Stuart MacGill has said that he remains keen to play for New South Wales this season despite his absence from the opening state and club games of the summer. MacGill retired from Test cricket in June and the timing of his departure from the national setup meant he was too late to secure a state contract, which raised doubts over his first-class future.
New South Wales players and staff have said over the past month they did not know whether MacGill planned to play on and he had not been in contact for some time. MacGill has been filming a second series of his television wine show and he is still battling knee and wrist injuries that troubled him in the West Indies.
"I have not quit cricket and I want to play for New South Wales," MacGill told the Australian this week. "The main reason I suggested in the Caribbean that I wanted to continue playing for New South Wales was because I am not ready to retire, cricket is the one thing that I can do that I am best at, all the wine shows in the world won't replace bowling at Brad Hodge in the Sheffield Shield final."
MacGill said he was surprised the state squad did not seem to know of his plans. He said he spoke to the coach Matthew Mott to explain the situation in the lead-up to the season.
"When I spoke to Motty, which was seven or eight weeks ago now, I said I would come and see him when I was finished with the show and fit," MacGill said. "It's not as if people are screaming out for me, the New South Wales team is very strong, the Australian team is in position, I am not letting somebody down by not being there and I think it will be me in my best interests to make sure that every stone has been turned over a couple of times before I decided that it's all finished."

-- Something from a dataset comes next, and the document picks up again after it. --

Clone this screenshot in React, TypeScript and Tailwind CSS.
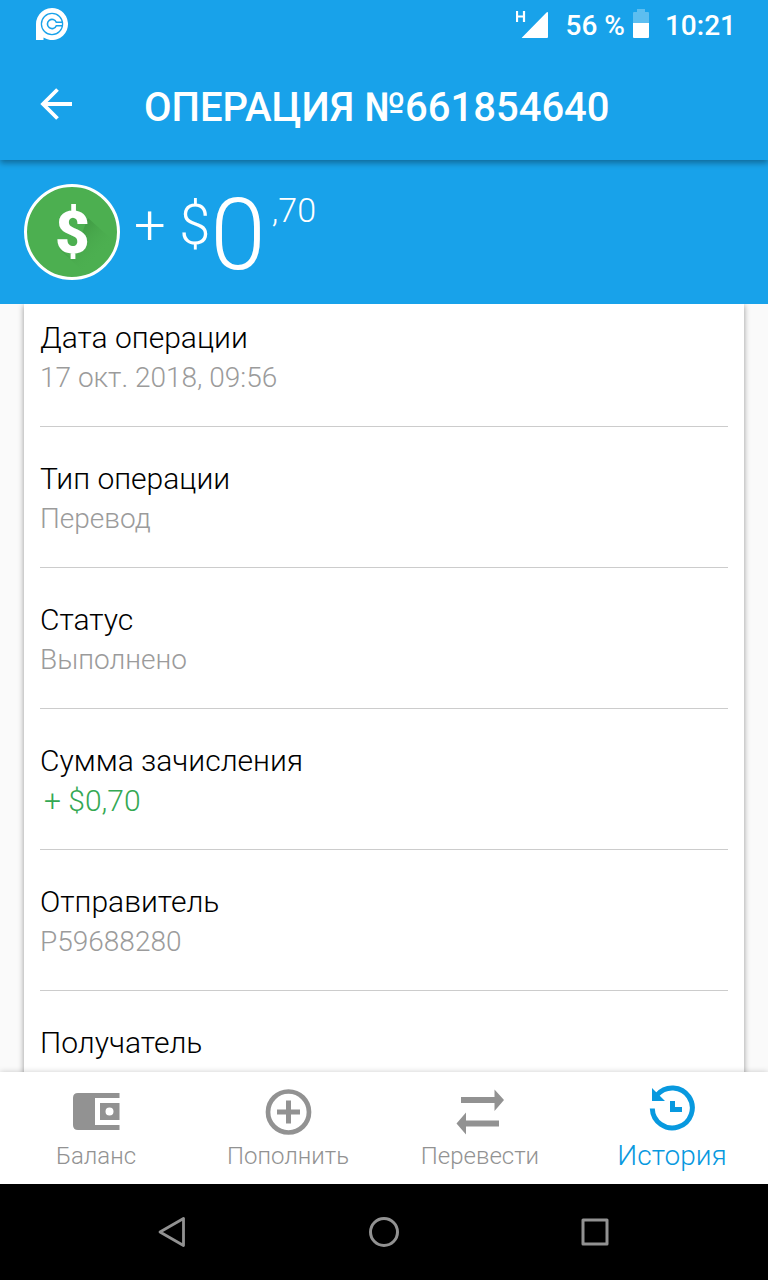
import type { ReactNode } from "react";

type Operation = { label: string; value: string; income?: boolean };

const details: Operation[] = [
  { label: "Дата операции", value: "17 окт. 2018, 09:56" },
  { label: "Тип операции", value: "Перевод" },
  { label: "Статус", value: "Выполнено" },
  { label: "Сумма зачисления", value: "+ $0,70", income: true },
  { label: "Отправитель", value: "P59688280" },
  { label: "Получатель", value: "P11998181" },
];

function StatusBar() {
  return (
    <div className="flex h-12 items-center justify-between pl-9 pr-8">
      <svg className="h-8 w-8" viewBox="0 0 32 32" fill="none" role="img" aria-label="Payeer">
        <path d="M0 32V16A16 16 0 1 1 7.5 29.6V32Z" fill="#fff" />
        <circle cx="16" cy="16" r="10.6" stroke="#18a2ea" strokeWidth="1.3" />
        <path d="M26.5 14.3H20.3A4.6 4.6 0 1 0 20.3 17.7H26.5" stroke="#18a2ea" strokeWidth="1.6" />
      </svg>
      <div className="flex items-center text-[28px] font-medium leading-8">
        <svg className="mr-[18px] h-8 w-8" viewBox="0 0 32 32" aria-hidden="true">
          <path d="M1 3v11M8 3v11M1 8.5h7" stroke="#fff" strokeWidth="2.2" fill="none" />
          <path d="M6 29.500 30.500 4.500Q32 3.500 32 5V29Q32 30 31 30H7Q5 30 6 29.500Z" fill="#fff" />
        </svg>
        <span className="pt-1">56 %</span>
        <svg className="mx-2 h-8 w-4" viewBox="0 0 16 32" aria-hidden="true">
          <path d="M4 1h8v3h3q1 0 1 1v10H0V5q0-1 1-1h3Z" fill="#fff" opacity=".3" />
          <path d="M0 15h16v14q0 1-1 1H1q-1 0-1-1Z" fill="#fff" />
        </svg>
        <span className="pl-2 pt-1">10:21</span>
      </div>
    </div>
  );
}

function DollarBadge() {
  return (
    <svg className="h-24 w-24 shrink-0" viewBox="0 0 96 96" aria-hidden="true">
      <defs>
        <linearGradient id="cast" x1="48" y1="48" x2="74" y2="74" gradientUnits="userSpaceOnUse">
          <stop offset="0" stopColor="#2f7d32" stopOpacity=".45" />
          <stop offset="1" stopColor="#4caf50" stopOpacity="0" />
        </linearGradient>
      </defs>
      <circle cx="48" cy="48" r="46.500" fill="#4caf50" stroke="#fff" strokeWidth="3" />
      <path d="M64 34 93 60A46 46 0 0 1 63 91L34 64 48 74Z" fill="url(#cast)" />
      <text x="48.500" y="69" textAnchor="middle" fontSize="60" fill="#fff" className="font-black">
        $
      </text>
    </svg>
  );
}

function Tab({ label, active, children }: { label: string; active?: boolean; children: ReactNode }) {
  return (
    <a
      href="#"
      aria-current={active ? "page" : undefined}
      className={
        active
          ? "flex flex-1 flex-col items-center pt-3 text-[28px] leading-9 text-[#0899df]"
          : "flex flex-1 flex-col items-center pt-4 text-2xl leading-9 text-[#929292]"
      }
    >
      <svg className="h-12 w-12" viewBox="0 0 48 48" fill="currentColor" aria-hidden="true">
        {children}
      </svg>
      <span className={active ? "pt-1.5" : "pt-0.5"}>{label}</span>
    </a>
  );
}

export default function App() {
  return (
    <div className="flex h-screen flex-col bg-[#fafafa] font-['Roboto',sans-serif] font-light">
      <header className="relative z-20 bg-[#18a2ea] text-white shadow-[0_3px_6px_rgba(0,0,0,0.35)]">
        <StatusBar />
        <div className="flex h-28 items-center gap-[72px] pl-10">
          <button type="button" aria-label="Назад">
            <svg className="h-8 w-8" viewBox="0 0 32 32" fill="none" stroke="#fff" strokeWidth="3.800">
              <path d="M17.500 1.500 3 16 17.500 30.500M3 16H32" />
            </svg>
          </button>
          <h1 className="pt-2 text-[40px] font-medium leading-[48px]">ОПЕРАЦИЯ №661854640</h1>
        </div>
      </header>

      <section className="flex h-36 shrink-0 items-center bg-[#18a2ea] pl-6 text-white">
        <DollarBadge />
        <p className="flex items-start pl-3.5 pt-1.5">
          <span className="text-[56px] leading-[84px]">+ $</span>
          <span className="text-[100px] leading-[104px]">0</span>
          <span className="pl-1.5 text-[34px] leading-[54px]">,70</span>
        </p>
      </section>

      <main className="min-h-0 flex-1 overflow-hidden px-6">
        <dl className="bg-white px-4 shadow-[0_1px_6px_rgba(0,0,0,0.4)]">
          {details.map((item) => (
            <div key={item.label} className="border-b border-[#cccccc] pb-7 pt-8 leading-10 first:pt-3.5">
              <dt className="text-[30px] text-black">{item.label}</dt>
              <dd className={item.income ? "pl-1 text-[30px] text-[#34a853]" : "text-[28px] text-[#9b9b9b]"}>
                {item.value}
              </dd>
            </div>
          ))}
        </dl>
      </main>

      <nav className="relative z-10 flex h-28 shrink-0 bg-white shadow-[0_0_6px_rgba(0,0,0,0.2)]">
        <Tab label="Баланс">
          <path
            fillRule="evenodd"
            d="M6 5H47.500V10H23V37H47.500V42H6Q1 42 1 37V10Q1 5 6 5ZM28 15H47.500V32H28ZM37.500 19.500a4 4 0 1 0 0 8 4 4 0 0 0 0-8Z"
          />
        </Tab>
        <Tab label="Пополнить">
          <circle cx="24.500" cy="24" r="20.500" fill="none" stroke="currentColor" strokeWidth="4.700" />
          <path d="M22 12.500h5V21.500h9v5h-9v9h-5v-9h-9v-5h9Z" />
        </Tab>
        <Tab label="Перевести">
          <path d="M5 9H38.500V1.500l9.500 10.500-9.500 11v-8H5ZM43 32.500H10V24.500L.5 35.500 10 46.500V38.500H43Z" />
        </Tab>
        <Tab label="История" active>
          <path d="M4.300 24.500A20 20 0 1 0 9 11" fill="none" stroke="currentColor" strokeWidth="5" />
          <path d="M4 4V17H17ZM22 17h5v6h7v5H22Z" />
        </Tab>
      </nav>

      <div className="flex h-24 shrink-0 items-center justify-center gap-[179px] bg-black text-[#929292]">
        <button type="button" aria-label="Назад">
          <svg className="h-8 w-8" viewBox="0 0 32 32" fill="none" stroke="currentColor" strokeWidth="2.800" strokeLinejoin="round">
            <path d="M26.500 2.500V29.500L3 16Z" />
          </svg>
        </button>
        <button type="button" aria-label="Домой">
          <svg className="h-8 w-8" viewBox="0 0 32 32" fill="none" stroke="currentColor" strokeWidth="3">
            <circle cx="16" cy="16" r="13.500" />
          </svg>
        </button>
        <button type="button" aria-label="Обзор">
          <svg className="h-8 w-8" viewBox="0 0 32 32" fill="none" stroke="currentColor" strokeWidth="3" strokeLinejoin="round">
            <rect x="4" y="4" width="24" height="24" />
          </svg>
        </button>
      </div>
    </div>
  );
}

The Blues have no shortage of spinners to call on in MacGill's absence; they have already used four slow bowlers in their opening two matches. However, they lost their first Sheffield Shield game of the summer and the youthful squad does lack experience, which MacGill, at 37 and with 184 first-class appearances behind him, would provide.
"New South Wales has a strong squad and I know how hard they are training and I know they are in great shape for the season," he said. "I am the farthest thing from their mind, they only need to think about what is in front of them at the moment and I am not playing club cricket. I have no intention of showing up half-baked or injured."